Title: QotW - 10.11.28 - What happens as the universe expands?
Post by: Geezer on 02/12/2010 05:38:08
According to my point of view about the theory that matter is basically construct exclusively of photons, we may


CPT - Please don't turn this thread into yet another debate about the nature of everything.

Title: QotW - 10.11.28 - What happens as the universe expands?
Post by: Storm Steve on 05/01/2011 06:37:59
Hi wolfekeeper and imatfaal!

I asked one of the authors of the original "Big Rip" paper if his theory has been disproved.  He responded:

Quote
I don't think the big rip has been "disproved," although the scenario is less likely now, with more precise data, than it was when we first came up with the idea.  It might still occur, but if it did, our best guess is that it would take more than 10 times longer (say 100 billion years, instead of 10 billion years) to happen than we originally estimated.
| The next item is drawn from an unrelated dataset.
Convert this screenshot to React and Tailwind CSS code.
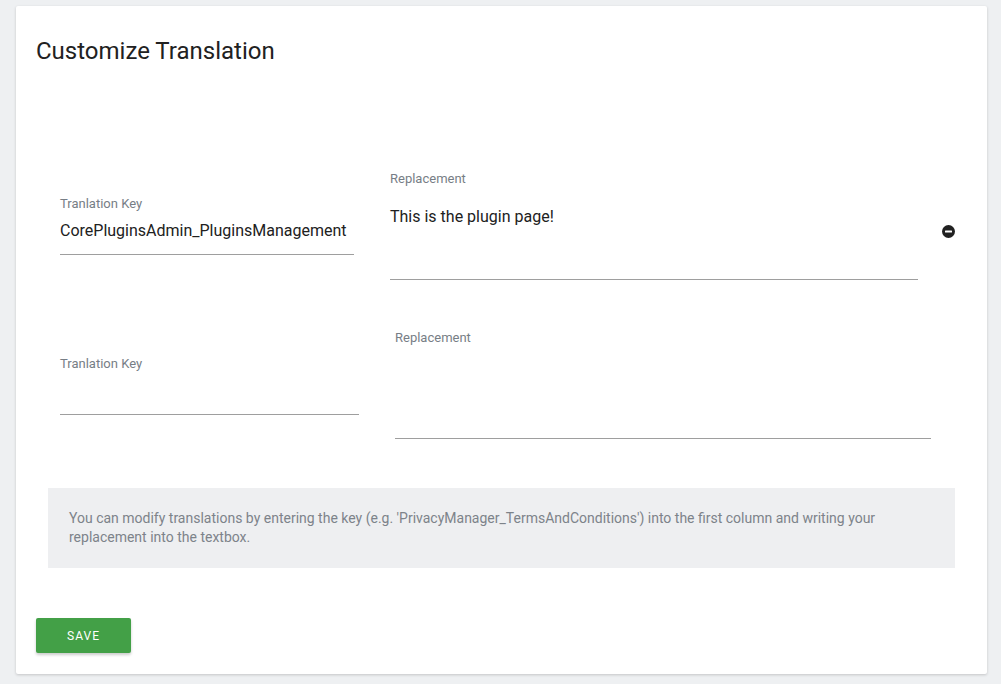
import React from "react";

// Translation customizer card, flat material-ish form
const rows = [
  {
    key: "CorePluginsAdmin_PluginsManagement",
    value: "This is the plugin page!",
    keyW: "w-[294px]",
    valW: "w-[528px]",
    keyTop: "mt-[25px]",
    removable: true,
  },
  {
    key: "",
    value: "",
    keyW: "w-[299px]",
    valW: "w-[536px]",
    keyTop: "mt-[26px]",
    removable: false,
  },
];

function MinusCircle() {
  return (
    <svg width="13" height="13" viewBox="0 0 13 13">
      <circle cx="6.5" cy="6.5" r="6.5" fill="#212121" />
      <rect x="3" y="5.5" width="7" height="2" rx="0.5" fill="#fff" />
    </svg>
  );
}

export default function App() {
  return (
    <div
      className="min-h-screen bg-[#eef0f2] pt-[6px] pl-[16px]"
      style={{ fontFamily: "Roboto, 'Liberation Sans', sans-serif" }}
    >
      <div className="w-[971px] bg-white rounded-[2px] shadow-[0_1px_3px_rgba(0,0,0,0.18)] pt-[29px] pl-[20px] pb-[21px]">
        <h2 className="text-[24px] leading-[32px] text-[#212121]">
          Customize Translation
        </h2>

        <div className="mt-[104px] ml-[24px] flex flex-col gap-[50px]">
          {rows.map((r, i) => (
            <div key={i} className="flex items-start">
              <div className={`${r.keyW} ${r.keyTop}`}>
                <div className="text-[13px] leading-4 text-[#777e86]">
                  Tranlation Key
                </div>
                <div className="h-[43px] pt-[8px] text-[16px] leading-[22px] text-[#212121] border-b border-[#9e9e9e] whitespace-nowrap">
                  {r.key}
                </div>
              </div>
              <div className={`${r.valW} ml-[36px]`}>
                <div className="text-[13px] leading-4 text-[#777e86]">
                  Replacement
                </div>
                <div className="mt-[13px] h-[80px] pt-[6px] text-[16px] leading-[22px] text-[#212121] border-b border-[#9e9e9e]">
                  {r.value}
                </div>
              </div>
              {r.removable && (
                <div className="ml-[24px] mt-[54px] flex">
                  <MinusCircle />
                </div>
              )}
            </div>
          ))}
        </div>

        <div className="mt-[49px] ml-[12px] w-[907px] h-[80px] bg-[#eeeff1] px-[21px] pt-[21px] text-[14px] leading-[19px] text-[#7d838a]">
          You can modify translations by entering the key (e.g.
          'PrivacyManager_TermsAndConditions') into the first column and writing
          your replacement into the textbox.
        </div>

        <button className="mt-[50px] w-[95px] h-[35px] rounded-[2px] bg-[#43a047] text-white text-[12px] tracking-[1px] shadow-[0_2px_3px_rgba(0,0,0,0.2)]">
          SAVE
        </button>
      </div>
    </div>
  );
}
So although less likely, it is still on the table of possibilities.

Steve

Original paper reference: Caldwell, Robert R.; Kamionkowski, Marc and Weinberg, Nevin N. (2003). "Phantom Energy and Cosmic Doomsday". "Physical Review Letters", 91,: 071301
Title: QotW - 10.11.28 - What happens as the universe expands?
Post by: imatfaal on 05/01/2011 15:09:32
Hi Steve - the maths is beyond me, and I am not sure that the evidential data is strong but I based my comments on a Leonard Susskind cosmology lecture in which he dismissed it.  I think everything is still on table - but some are more likely than others.  the way Susskind explained the action of a cosmological constant acting on space does tally with the notion that it will never be strong enough to challenge nuclear and electromagnetic over small distances. 

But as dark energy is still a completely fluid concept you are wise to never say never.